What to work on —
Keep only the lines where "React" appears.

Collected data —
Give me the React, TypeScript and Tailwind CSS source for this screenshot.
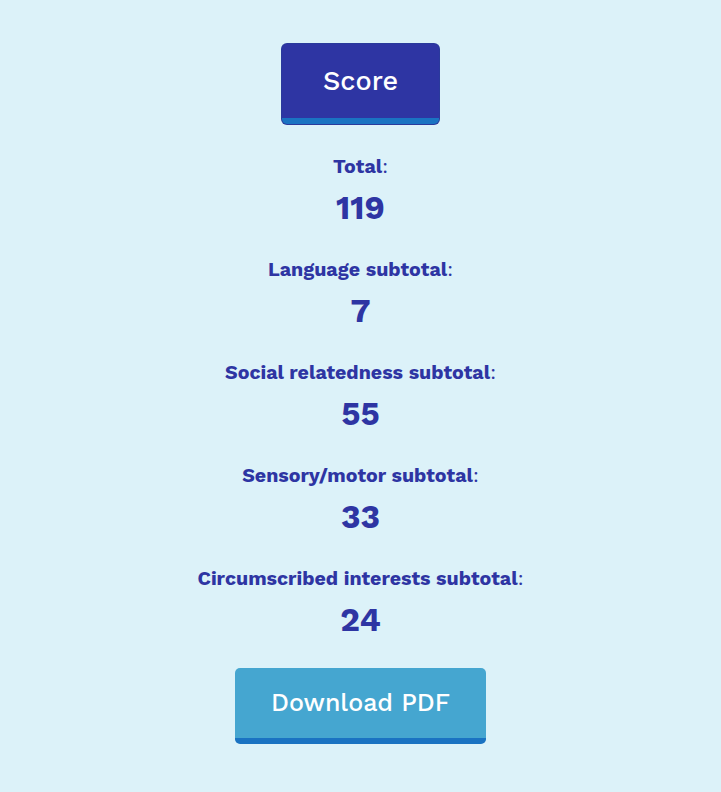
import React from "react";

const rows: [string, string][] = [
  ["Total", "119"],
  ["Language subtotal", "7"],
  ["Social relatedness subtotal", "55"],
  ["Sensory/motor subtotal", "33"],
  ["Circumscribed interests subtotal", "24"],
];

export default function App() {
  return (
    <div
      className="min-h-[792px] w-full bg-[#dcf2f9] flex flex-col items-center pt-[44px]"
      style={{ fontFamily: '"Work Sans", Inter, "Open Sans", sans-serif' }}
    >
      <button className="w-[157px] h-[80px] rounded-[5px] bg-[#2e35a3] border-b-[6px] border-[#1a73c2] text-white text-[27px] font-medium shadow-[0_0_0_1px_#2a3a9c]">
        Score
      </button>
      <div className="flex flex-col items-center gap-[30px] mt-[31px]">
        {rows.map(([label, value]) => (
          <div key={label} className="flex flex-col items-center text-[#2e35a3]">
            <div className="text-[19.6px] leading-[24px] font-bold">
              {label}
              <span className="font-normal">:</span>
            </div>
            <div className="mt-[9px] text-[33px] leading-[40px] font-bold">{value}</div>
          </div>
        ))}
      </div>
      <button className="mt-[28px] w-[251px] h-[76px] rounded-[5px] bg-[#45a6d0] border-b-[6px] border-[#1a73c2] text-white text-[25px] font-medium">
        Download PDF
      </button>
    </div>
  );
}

Full solution —
Give me the React, TypeScript and Tailwind CSS source for this screenshot.
import React from "react";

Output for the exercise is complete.